Peaches and apricots
Several days of frost in Greece in mid and late April have halved expected yields, and the smallest harvest since 1988 is anticipated for the EU as a whole. In competition with the fresh market, prices are rising considerably and added to that there are high costs for auxiliary and operating materials. The situation is similar for dried apricots in Turkey, where frost has caused some damage to the blossom. Initial offers were quickly withdrawn, and significantly firmer prices must be expected.
The transfer of seedlings to the fields has been completed in the Mediterranean countries, frost damage has been limited and water reservoirs are well-filled. Even more than last year’s 39 million tons are anticipated globally in 2021. However, the upcoming season will enter an empty market and demand remains extraordinarily high. Tomato prices agreed between factories and growers in Portugal, Spain and Italy are therefore high and stable. The sharp increase in costs for energy, packaging material (aseptic bags, plastic and steel barrels, tin sheet metal, wood and cardboard) and transport is having a significant impact on market prices which are set to rise further. We do not expect any easing this year and recommend that you cover your needs up to and including the third quarter of 2022. It is also worth mentioning that although raw material prices seem high, they are nowhere near record levels if we look back at the last 10 years.
It was also too cold in April in China and the harvest got under way with a two-week delay. The typical harvest period of around 100 days has thus been shortened and last year’s already low yields of 50,000 t will be fallen short of. Demand is high and the new harvest is urgently awaited as stocks are depleted. In addition, production and shipping costs are pushing prices up further. Special attention must be paid to availability and securing supplies over the next twelve months. As in previous years, thinner calibres are in short supply for centre cuts, both in cans and for frozen asparagus. Peru is still offering only a limited alternative supply with just a few containers.
Seedlings are in the fields in Turkey. The weather has been favourable in recent weeks and flowering is progressing undisturbed. Following initial concerns, it finally rained enough in February and March. From the traditional area of Manisa, cultivation has very clearly been pushed further east into Anatolia by cotton and corn. Higher transport costs for raw material are being incurred and the sharp increase in costs for tin sheet metal, energy and packaging, as well as for sea freights from Turkey, are having a considerable impact on prices. The Turkish lira however, which continues to lose value, is largely compensating for this and initial quotations are approximately in line with the levels seen last year.

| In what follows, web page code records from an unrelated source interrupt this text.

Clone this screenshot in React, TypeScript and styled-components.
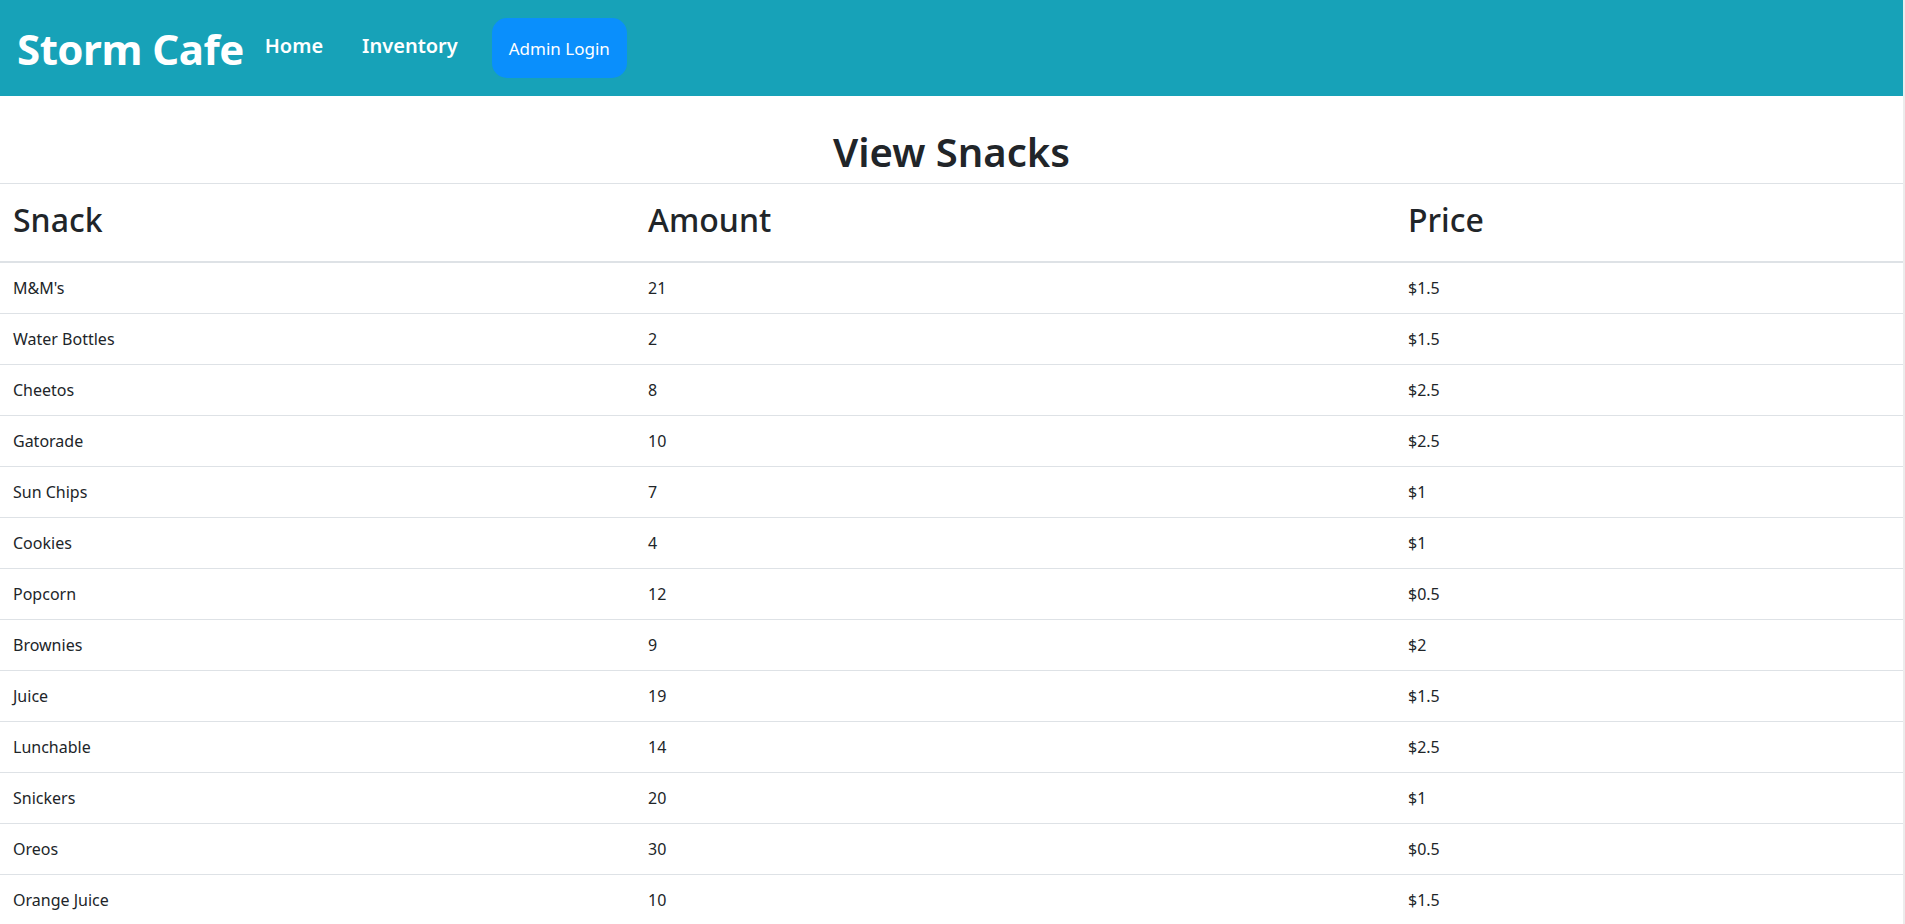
import styled, { createGlobalStyle } from 'styled-components';

const GlobalStyle = createGlobalStyle`
  html, body {
    margin: 0;
    padding: 0;
    background: #fff;
  }
  body {
    font-family: "Segoe UI", "Noto Sans", "Open Sans", sans-serif;
    color: #212529;
  }
`;

const Page = styled.div`
  width: 1903px;
  border-right: 2px solid #ececec;
  min-height: 924px;
`;

const Header = styled.header`
  background-color: #17a2b8;
  height: 96px;
  display: flex;
  align-items: center;
  padding: 0 17px;
  box-sizing: border-box;
`;

const Brand = styled.span`
  font-size: 42px;
  font-weight: 700;
  color: #fff;
  margin-right: 21px;
  letter-spacing: -0.5px;
`;

const NavLink = styled.a<{ $gap: number }>`
  font-size: 20px;
  font-weight: 600;
  color: #fff;
  text-decoration: none;
  margin-right: ${({ $gap }) => $gap}px;
  margin-top: -6px;
`;

const LoginButton = styled.button`
  background: #0a8ffc;
  color: #fff;
  border: none;
  border-radius: 15px;
  width: 135px;
  height: 60px;
  font-family: inherit;
  font-size: 17px;
`;

const Title = styled.h1`
  margin: 0;
  padding: 32px 0 7px;
  text-align: center;
  font-size: 40px;
  font-weight: 600;
  line-height: 1.2;
  border-bottom: 1px solid #dee2e6;
`;

const Table = styled.table`
  width: 100%;
  border-collapse: collapse;
  table-layout: fixed;
`;

const HeadCell = styled.th<{ $width: number }>`
  width: ${({ $width }) => $width}px;
  text-align: left;
  font-size: 32px;
  font-weight: 500;
  padding: 10px 13px 16px;
  height: 78px;
  box-sizing: border-box;
  border-bottom: 2px solid #dee2e6;
`;

const Cell = styled.td`
  font-size: 16px;
  padding: 12px 13px;
  height: 51px;
  box-sizing: border-box;
  border-top: 1px solid #dee2e6;
`;

const snacks: [string, number, string][] = [
  ["M&M's", 21, '$1.5'],
  ['Water Bottles', 2, '$1.5'],
  ['Cheetos', 8, '$2.5'],
  ['Gatorade', 10, '$2.5'],
  ['Sun Chips', 7, '$1'],
  ['Cookies', 4, '$1'],
  ['Popcorn', 12, '$0.5'],
  ['Brownies', 9, '$2'],
  ['Juice', 19, '$1.5'],
  ['Lunchable', 14, '$2.5'],
  ['Snickers', 20, '$1'],
  ['Oreos', 30, '$0.5'],
  ['Orange Juice', 10, '$1.5'],
];

export default function App() {
  return (
    <Page>
      <GlobalStyle />
      <Header>
        <Brand>Storm Cafe</Brand>
        <NavLink href="#" $gap={39}>Home</NavLink>
        <NavLink href="#" $gap={34}>Inventory</NavLink>
        <LoginButton>Admin Login</LoginButton>
      </Header>
      <Title>View Snacks</Title>
      <Table>
        <thead>
          <tr>
            <HeadCell $width={635}>Snack</HeadCell>
            <HeadCell $width={760}>Amount</HeadCell>
            <HeadCell $width={508}>Price</HeadCell>
          </tr>
        </thead>
        <tbody>
          {snacks.map(([name, amount, price]) => (
            <tr key={name}>
              <Cell>{name}</Cell>
              <Cell>{amount}</Cell>
              <Cell>{price}</Cell>
            </tr>
          ))}
        </tbody>
      </Table>
    </Page>
  );
}
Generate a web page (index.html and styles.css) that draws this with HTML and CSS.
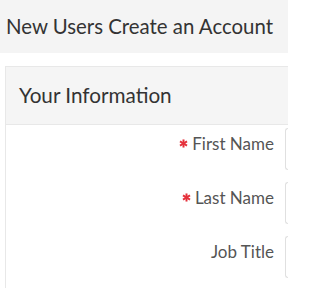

The weak start to the harvest in China led to higher prices of raw material in the short term. However, there now appears to be a turnaround in the trend and prices should fall and stay low until the peak of the harvest in August. This is in part also due to relatively low demand compared to the special situation last year. Supply is also picking up again in Thailand, however, there as well as here the high production costs (tin sheet metal, energy, etc.) and, in particular, the extraordinary level of container freight rates are inflating the cost calculation. Despite this, we recommend taking advantage of the low raw goods price now and covering your needs in the long term.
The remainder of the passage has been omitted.